OOIDA joined the CTA as a plaintiff in 2022; what is occurring now before the 9th U.S. Circuit Court of Appeals traces back to that original CTA lawsuit.


AB5 is the state’s 2019 independent contractor law. Through its “ABC test” – the B prong in particular for trucking – it is seen as making it difficult to define a worker as an independent contractor, even among truck drivers who consider themselves to be in that category.

OOIDA filed its original arguments in the appeal in August, just about the time CTA was pulling out of the case. The appeal comes after the March decision by the U.S. District Court for the Southern District of California that AB5 could be implemented in the state’s trucking sector.

Dormant Commerce Clause is the OOIDA argument

The independent drivers’ trade association is making its argument on appeal over the issue of the Dormant Commerce Clause. While the Commerce Clause in the Constitution (Article 1, Section 8) grants Congress the ability to regulate interstate commerce, the Dormant Commerce Clause has come to be regarded as a less specific and not explicit prohibition against states interfering with interstate commerce.

The OOIDA argument goes to the issue of the Pike balancing test, from a 1970 decision with a lead plaintiff named Pike.


In a published summary of Pike more than 10 years ago, a professor at a New England law school described it as being invoked when a court “weighs the burdens on interstate commerce as against the local benefits.”

“OOIDA’s principal contention is that the ABC test violates the standard set in Pike,” the California attorney general’s office wrote in its brief submitted last week. But according to the brief, “both this court and the Supreme Court have made clear that state laws do not trigger Pike balancing merely because they impose increased regulatory costs.”

And the state not surprisingly rejected the OOIDA’s contention that the ABC test at the heart of AB5 “effectively prohibits an entire sector of small business truckers from operating in California.”

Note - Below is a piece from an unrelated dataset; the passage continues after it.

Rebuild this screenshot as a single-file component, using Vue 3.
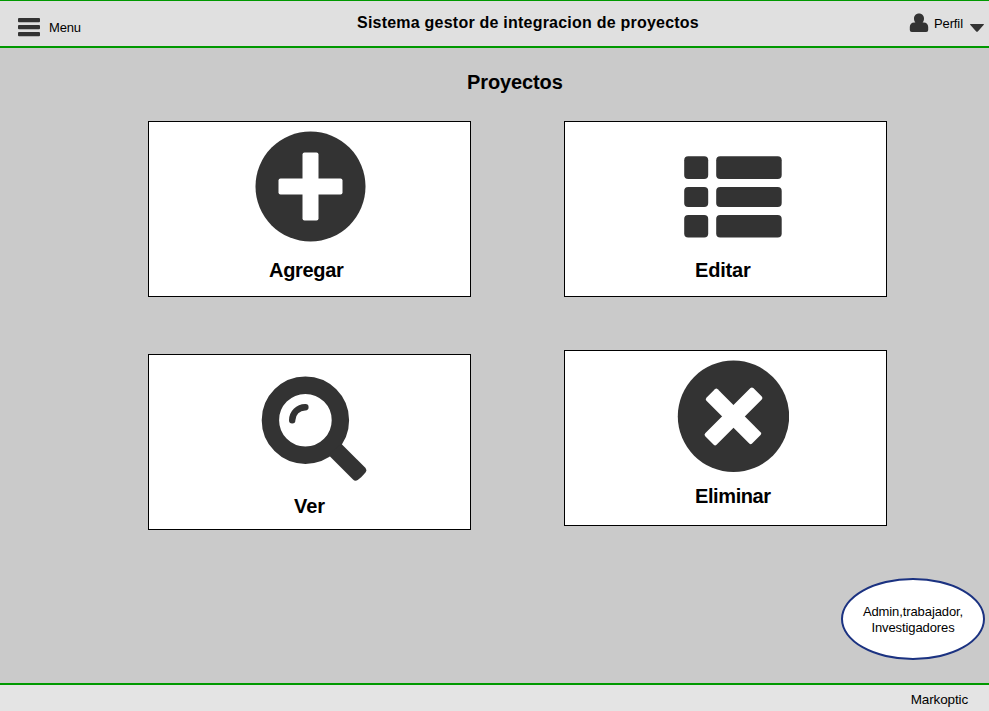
<script setup>
const columns = [
  [
    { id: 'agregar', label: 'Agregar' },
    { id: 'ver', label: 'Ver' },
  ],
  [
    { id: 'editar', label: 'Editar' },
    { id: 'eliminar', label: 'Eliminar' },
  ],
]
</script>

<template>
  <div class="page">
    <header class="topbar">
      <div class="menu">
        <svg class="menu-icon" width="22" height="19" viewBox="0 0 22 19">
          <rect y="0" width="22" height="4.3" rx="1" />
          <rect y="7" width="22" height="4.3" rx="1" />
          <rect y="14" width="22" height="4.300" rx="1" />
        </svg>
        <span class="menu-text">Menu</span>
      </div>
      <h1 class="title">Sistema gestor de integracion de proyectos</h1>
      <div class="profile">
        <svg class="user-icon" width="20" height="20" viewBox="0 0 20 20">
          <path d="M10 .6c3 0 5 2.200 5 5 0 1.700-.5 3-1.400 4h1.200c2.600 0 4.400 1.900 4.400 4.500V17q0 2-2 2H2.800q-2 0-2-2v-2.900c0-2.600 1.800-4.500 4.400-4.500h1.200C5.500 8.600 5 7.300 5 5.600c0-2.800 2-5 5-5z" />
        </svg>
        <span class="profile-text">Perfil</span>
        <svg class="caret" width="16" height="10" viewBox="0 0 16 10">
          <path d="M1.500 1h13q.8 0 .3.800L8.800 8.500q-.8.700-1.600 0L1.200 1.800q-.5-.8.300-.8z" />
        </svg>
      </div>
    </header>

    <main class="content">
      <h2 class="heading">Proyectos</h2>
      <div class="columns">
        <div v-for="(cards, i) in columns" :key="i" class="column">
          <section v-for="card in cards" :key="card.id" class="card" :class="card.id">
            <svg v-if="card.id === 'agregar'" class="icon" width="112" height="112" viewBox="0 0 112 112">
              <circle cx="55.500" cy="55.500" r="55" />
              <g class="cut">
                <rect x="23.500" y="47.500" width="64" height="16" rx="2" />
                <rect x="47.500" y="21.500" width="16" height="68" rx="2" />
              </g>
            </svg>
            <svg v-else-if="card.id === 'editar'" class="icon" width="98" height="82" viewBox="0 0 98 82">
              <rect x=".2" y=".2" width="24" height="22.800" rx="4" />
              <rect x="32.200" y=".2" width="65.500" height="22.800" rx="4" />
              <rect x=".2" y="31" width="24" height="20" rx="4" />
              <rect x="32.200" y="31" width="65.500" height="20" rx="4" />
              <rect x=".2" y="59" width="24" height="22.500" rx="4" />
              <rect x="32.200" y="59" width="65.500" height="22.500" rx="4" />
            </svg>
            <svg v-else-if="card.id === 'ver'" class="icon" width="106" height="106" viewBox="0 0 106 106">
              <circle class="lens" cx="44.400" cy="44.200" r="35" />
              <path class="glint" d="M31.200 44.300A13 13 0 0 1 44.400 31.200" />
              <path d="M80 67.500L104.300 91.800Q106.300 94 104.300 96.800Q101 101 96.700 104Q94.200 105.600 92 103.500L67.500 79z" />
            </svg>
            <svg v-else class="icon" width="112" height="112" viewBox="0 0 112 112">
              <circle cx="56.500" cy="56.300" r="55.700" />
              <g class="cut" transform="translate(56.500 56.400) rotate(45)">
                <rect x="-32.300" y="-8" width="64.600" height="16" rx="2" />
                <rect x="-8" y="-34" width="16" height="68" rx="2" />
              </g>
            </svg>
            <h3 class="label">{{ card.label }}</h3>
          </section>
        </div>
      </div>
      <div class="roles">Admin,trabajador,<br />Investigadores</div>
    </main>

    <footer class="footer">Markoptic</footer>
  </div>
</template>

<style>
body {
  margin: 0;
}
</style>

<style scoped>
.page {
  display: flex;
  flex-direction: column;
  box-sizing: border-box;
  width: 989px;
  height: 711px;
  overflow: hidden;
  background: #cacaca;
  color: #000;
  font-family: "Liberation Sans", Arial, sans-serif;
  font-size: 13px;
}
h1, h2, h3 {
  margin: 0;
  font-weight: 700;
}
svg {
  display: block;
  flex: none;
  fill: #333;
}
.topbar {
  display: grid;
  grid-template-columns: 357px 1fr 80px;
  box-sizing: border-box;
  height: 48px;
  border-top: 1px solid #009900;
  border-bottom: 2px solid #009900;
  background: #e0e0e0;
}
.menu {
  display: flex;
  align-items: flex-start;
  gap: 9px;
  padding: 17px 0 0 18px;
}
.menu-text {
  margin-top: 1px;
  letter-spacing: -0.15px;
  line-height: 18px;
}
.title {
  padding-top: 13px;
  font-size: 16px;
  letter-spacing: 0.225px;
  line-height: 18px;
  white-space: nowrap;
}
.profile {
  display: flex;
  align-items: flex-start;
  padding-top: 12px;
}
.profile-text {
  width: 29px;
  margin: 3px 6px 0 5px;
  letter-spacing: -0.12px;
  line-height: 16px;
}
.caret {
  margin-top: 10px;
}
.content {
  display: flex;
  flex: 1;
  flex-direction: column;
  padding: 22px 4px 23px 148px;
}
.heading {
  padding-left: 319px;
  font-size: 20px;
  letter-spacing: -0.12px;
  line-height: 24px;
}
.columns {
  display: flex;
  gap: 93px;
  margin-top: 27px;
}
.column {
  display: flex;
  flex-direction: column;
  gap: 57px;
}
.column + .column {
  gap: 53px;
}
.card {
  display: flex;
  flex-direction: column;
  justify-content: space-between;
  box-sizing: border-box;
  width: 323px;
  height: 176px;
  border: 1px solid #000;
  background: #fff;
}
.label {
  font-size: 20px;
  line-height: 24px;
}
.cut {
  fill: #fff;
}
.lens,
.glint {
  fill: none;
  stroke: #333;
  stroke-width: 17.400;
}
.glint {
  stroke-width: 6.400;
  stroke-linecap: round;
}
.agregar {
  padding: 9px 0 14px 106px;
}
.agregar .label {
  padding-left: 14px;
  letter-spacing: -0.3px;
}
.editar {
  padding: 34px 0 14px 119px;
}
.editar .label {
  padding-left: 11px;
  letter-spacing: -0.18px;
}
.ver {
  padding: 21px 0 11px 112px;
}
.ver .label {
  padding-left: 33px;
}
.eliminar {
  padding: 9px 0 17px 112px;
}
.eliminar .label {
  padding-left: 18px;
  letter-spacing: -0.4px;
}
.roles {
  display: flex;
  align-items: center;
  justify-content: center;
  align-self: flex-end;
  box-sizing: border-box;
  width: 144px;
  height: 82px;
  margin-top: auto;
  padding-top: 2px;
  border: 2px solid #1b3281;
  border-radius: 50%;
  background: #fff;
  letter-spacing: -0.1px;
  line-height: 16px;
  text-align: center;
}
.footer {
  box-sizing: border-box;
  height: 28px;
  padding: 6px 21px 0 0;
  border-top: 2px solid #009900;
  background: #e4e4e4;
  font-size: 13.500px;
  letter-spacing: -0.14px;
  line-height: 18px;
  text-align: right;
}
</style>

An argument the state repeatedly has made in filings over the years is that the basic contention that AB5 effectively bars the owner-operator model in California is wrong. Early in its latest filing, the California AG’s office says the same thing, again. 

Independents can do their thing

“Motor carriers can continue working with owner operators – drivers who own their own trucks – much as they did before AB5’s enactment,” the state wrote. “To the extent that the ABC test requires carriers to classify owner-operators as employees, the only legal consequence is that owner-operators are now entitled to receive a minimum wage, workers’ compensation and other employment protections and benefits.”

The Pike balancing test, the state said, is violated only “where the burdens are clearly excessive in light of the challenged law’s benefits.”

To challenge the idea that AB5 is excessively burdensome, the state needed to describe the situation that led to the law’s being enacted in the first place in 2019. 

“Before AB5, numerous sectors of California’s economy, including the trucking industry, were rife with misclassification,” the state wrote. Misclassification allowed employers to “skirt important labor and employment protections.”


The Dormant Commerce Clause claim was not addressed in the legal proceedings involving the initial CTA lawsuit. The CTA argument that prevailed in the injunction and which was then overturned on appeal was over whether the combination of AB5 and trucking ran afoul of a federal law, the Federal Aviation Administration Authorization Act. But that issue is dead, killed by the 9th Circuit appellate court after the U.S. Supreme Court declined to review the case, which led the District Court to recognize that precedent when the case came back to the lower court.

The OOIDA argument also involves an interpretation of AB5 and its relationship to Pike that interstate drivers operating in California are unfairly burdened by the law.

Citing a Supreme Court decision that came down just last year, California said “only a small number of cases have treated genuinely nondiscriminatory burdens as substantial” in applying the Pike test.

California’s lengthy arguments against the OOIDA argument over the Pike balancing test can be summed up in the section head of one of its arguments: “State laws rarely violate Pike’s balancing standard.”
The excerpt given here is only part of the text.